Em entrevista durante uma passagem pelo Brasil, o pesquisador falou sobre as variantes que provocam novos surtos de covid atualmente, e antecipou os próximos passos da pandemia. Ele também defendeu que a varíola dos macacos seja monitorada de perto para não incorrermos outra vez em velhos erros.

1) Devemos nos preocupar com a atual onda de covid?

A BA.4 e a BA.5 estão dominando as infecções no mundo porque conseguem driblar a imunidade e reinfectar pessoas que foram vacinadas ou infectadas com outras linhagens. Mas é uma nova onda que começou com hospitais e UTIs vazias. São principalmente casos de reinfecção, por isso não estamos vendo tantas mortes na África do Sul. O mesmo resultado, transmissão alta de BA.5 e poucas mortes, também foi visto em Portugal.

2) Você acredita que a pandemia não voltará a recrudescer com as próximas cepas?

Essa é a pergunta que todos fazem e a verdade é que a gente não sabe. O fato é que, como vieram a BA.4 e a BA.5, outras linhagens vão aparecer. E esse vírus já nos surpreendeu muitas vezes. É muito difícil prever a agressividade das variantes. Não esperávamos que a população precisaria de um reforço, que chegaríamos a uma quarta dose para a população mais idosa.

Descobrimos, por exemplo, que a proteção é mais efetiva quando misturamos vacinas diferentes. E que a resposta imune é a melhor se você é vacinado um mês depois de uma infecção.
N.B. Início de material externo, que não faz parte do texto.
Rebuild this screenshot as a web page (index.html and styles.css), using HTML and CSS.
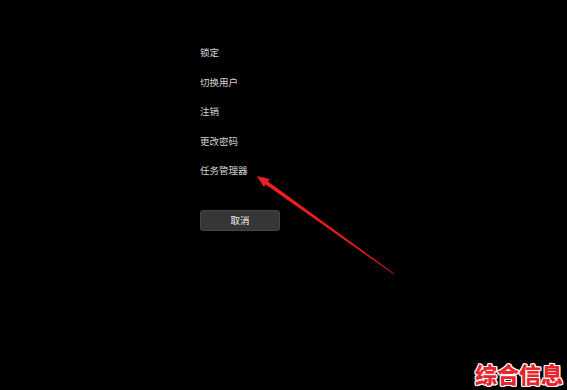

Mas sabemos que a taxa de imunidade maior da população fará diferença nas próximas ondas.

3) O Brasil estava especialmente despreparado para a pandemia?

Infelizmente, a pandemia foi um descontrole em todos os lugares. O Brasil errou mas também teve acertos. Começou a vacinar muito mais rápido que a África do Sul, apesar de tudo. Conseguiu bons resultados na colaboração do Butantan com a Coronavac e a Fiocruz com a AstraZeneca. Mas o mundo inteiro estava despreparado.

4) E como estamos em termos de pesquisa genética? Avançamos com essa experiência?

O Brasil está bem desenvolvido na parte da pesquisa genômica. Avançou muito nas epidemias de zika, chikungunya e febre amarela. O principal problema na pandemia foi que o País não conseguiu montar uma rede organizada para conectar os dados de diferentes núcleos de pesquisa. Foi o que a África do Sul e a Inglaterra fizeram e por isso conseguiram se sobressair nesse campo. Como a covid é uma infecção muito transmissível, essa rede precisa atuar de forma muito rápida. No meu departamento a gente produz dados toda semana, dias após a coleta de amostras, e manda relatórios para o governo.

5) O que aprendemos com a pandemia para evitar outros eventos do gênero?

O ser humano tem a característica de cometer os mesmos erros, esquecer o que aconteceu e não trabalhar com a prevenção. Estamos vendo agora o crescimento de casos de varíola dos macacos, incidência grande de dengue, alta da chikungunya. À medida que nossos ambientes são destruídos e a população se adensa, é esperado que outros vírus pulem para humanos. Nós não conseguimos prevenir epidemias, mas pandemias são preveníveis.

6) Você concorda com a visão de que o vírus monkeypox (da varíola dos macacos) é mais controlável por ter mutações mais lentas?

As pessoas falam a mesma coisa do coronavírus, que não muta muito. A varíola dos macacos sofreu mais de 50 mutações que separam as epidemias antigas da atual. O vírus dá sinais de que se adaptou ao hospedeiro humano, ajustou seu comportamento para ser mais transmissível. Os vírus de DNA em geral evoluem mesmo mais devagar. Mas também é preciso ter cuidado e monitoramento.